» EXERCISE
Omit all images. Transcribe the rest of the material below exactly.

» DATA LINES
--------------------

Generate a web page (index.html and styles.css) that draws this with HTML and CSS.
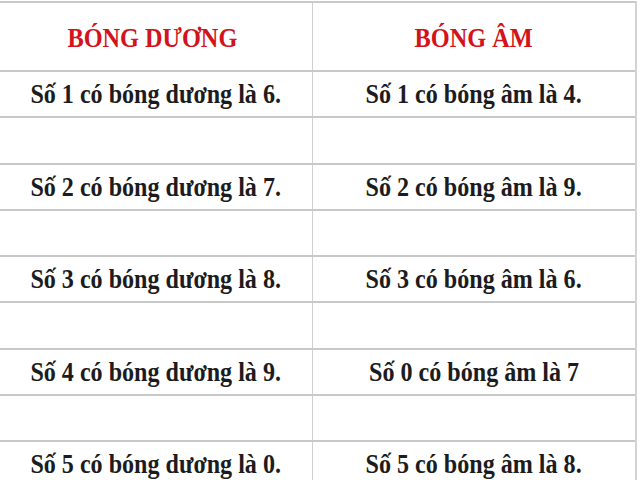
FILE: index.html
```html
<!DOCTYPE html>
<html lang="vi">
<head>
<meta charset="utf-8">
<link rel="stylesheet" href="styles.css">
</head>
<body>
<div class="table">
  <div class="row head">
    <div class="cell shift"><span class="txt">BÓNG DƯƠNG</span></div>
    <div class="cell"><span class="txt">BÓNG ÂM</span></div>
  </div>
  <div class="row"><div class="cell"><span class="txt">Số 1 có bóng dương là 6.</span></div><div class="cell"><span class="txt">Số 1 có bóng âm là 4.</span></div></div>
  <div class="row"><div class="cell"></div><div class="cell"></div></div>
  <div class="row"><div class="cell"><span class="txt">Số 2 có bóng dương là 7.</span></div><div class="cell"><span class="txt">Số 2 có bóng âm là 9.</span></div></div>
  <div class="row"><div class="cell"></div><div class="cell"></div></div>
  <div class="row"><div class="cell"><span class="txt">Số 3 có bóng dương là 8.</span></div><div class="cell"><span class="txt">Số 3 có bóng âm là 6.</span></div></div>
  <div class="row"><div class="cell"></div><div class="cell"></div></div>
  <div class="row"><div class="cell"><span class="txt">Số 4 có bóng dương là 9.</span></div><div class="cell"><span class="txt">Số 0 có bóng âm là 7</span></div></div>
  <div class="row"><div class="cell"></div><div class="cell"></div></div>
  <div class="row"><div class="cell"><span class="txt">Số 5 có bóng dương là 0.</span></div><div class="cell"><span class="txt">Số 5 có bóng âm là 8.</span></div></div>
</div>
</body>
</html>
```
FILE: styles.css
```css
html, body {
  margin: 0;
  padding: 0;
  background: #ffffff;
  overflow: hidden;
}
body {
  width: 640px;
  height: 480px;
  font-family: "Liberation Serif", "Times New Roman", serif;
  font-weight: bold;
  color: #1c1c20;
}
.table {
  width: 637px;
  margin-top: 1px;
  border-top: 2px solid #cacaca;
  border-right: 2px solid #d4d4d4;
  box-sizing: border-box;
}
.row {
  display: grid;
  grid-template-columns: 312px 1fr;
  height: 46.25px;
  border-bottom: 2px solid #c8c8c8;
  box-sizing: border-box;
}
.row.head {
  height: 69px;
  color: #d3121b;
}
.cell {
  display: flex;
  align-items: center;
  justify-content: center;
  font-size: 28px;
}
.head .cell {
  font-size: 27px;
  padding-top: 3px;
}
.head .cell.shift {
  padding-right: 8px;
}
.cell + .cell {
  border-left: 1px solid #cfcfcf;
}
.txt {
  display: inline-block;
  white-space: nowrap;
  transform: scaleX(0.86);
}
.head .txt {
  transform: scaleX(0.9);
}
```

--------------------

» OUTPUT BELOW
Generate a web page (index.html and styles.css) that draws this with HTML and CSS.
FILE: index.html
```html
<!DOCTYPE html>
<html lang="vi">
<head>
<meta charset="utf-8">
<link rel="stylesheet" href="styles.css">
</head>
<body>
<div class="table">
  <div class="row head">
    <div class="cell shift"><span class="txt">BÓNG DƯƠNG</span></div>
    <div class="cell"><span class="txt">BÓNG ÂM</span></div>
  </div>
  <div class="row"><div class="cell"><span class="txt">Số 1 có bóng dương là 6.</span></div><div class="cell"><span class="txt">Số 1 có bóng âm là 4.</span></div></div>
  <div class="row"><div class="cell"></div><div class="cell"></div></div>
  <div class="row"><div class="cell"><span class="txt">Số 2 có bóng dương là 7.</span></div><div class="cell"><span class="txt">Số 2 có bóng âm là 9.</span></div></div>
  <div class="row"><div class="cell"></div><div class="cell"></div></div>
  <div class="row"><div class="cell"><span class="txt">Số 3 có bóng dương là 8.</span></div><div class="cell"><span class="txt">Số 3 có bóng âm là 6.</span></div></div>
  <div class="row"><div class="cell"></div><div class="cell"></div></div>
  <div class="row"><div class="cell"><span class="txt">Số 4 có bóng dương là 9.</span></div><div class="cell"><span class="txt">Số 0 có bóng âm là 7</span></div></div>
  <div class="row"><div class="cell"></div><div class="cell"></div></div>
  <div class="row"><div class="cell"><span class="txt">Số 5 có bóng dương là 0.</span></div><div class="cell"><span class="txt">Số 5 có bóng âm là 8.</span></div></div>
</div>
</body>
</html>
```
FILE: styles.css
```css
html, body {
  margin: 0;
  padding: 0;
  background: #ffffff;
  overflow: hidden;
}
body {
  width: 640px;
  height: 480px;
  font-family: "Liberation Serif", "Times New Roman", serif;
  font-weight: bold;
  color: #1c1c20;
}
.table {
  width: 637px;
  margin-top: 1px;
  border-top: 2px solid #cacaca;
  border-right: 2px solid #d4d4d4;
  box-sizing: border-box;
}
.row {
  display: grid;
  grid-template-columns: 312px 1fr;
  height: 46.25px;
  border-bottom: 2px solid #c8c8c8;
  box-sizing: border-box;
}
.row.head {
  height: 69px;
  color: #d3121b;
}
.cell {
  display: flex;
  align-items: center;
  justify-content: center;
  font-size: 28px;
}
.head .cell {
  font-size: 27px;
  padding-top: 3px;
}
.head .cell.shift {
  padding-right: 8px;
}
.cell + .cell {
  border-left: 1px solid #cfcfcf;
}
.txt {
  display: inline-block;
  white-space: nowrap;
  transform: scaleX(0.86);
}
.head .txt {
  transform: scaleX(0.9);
}
```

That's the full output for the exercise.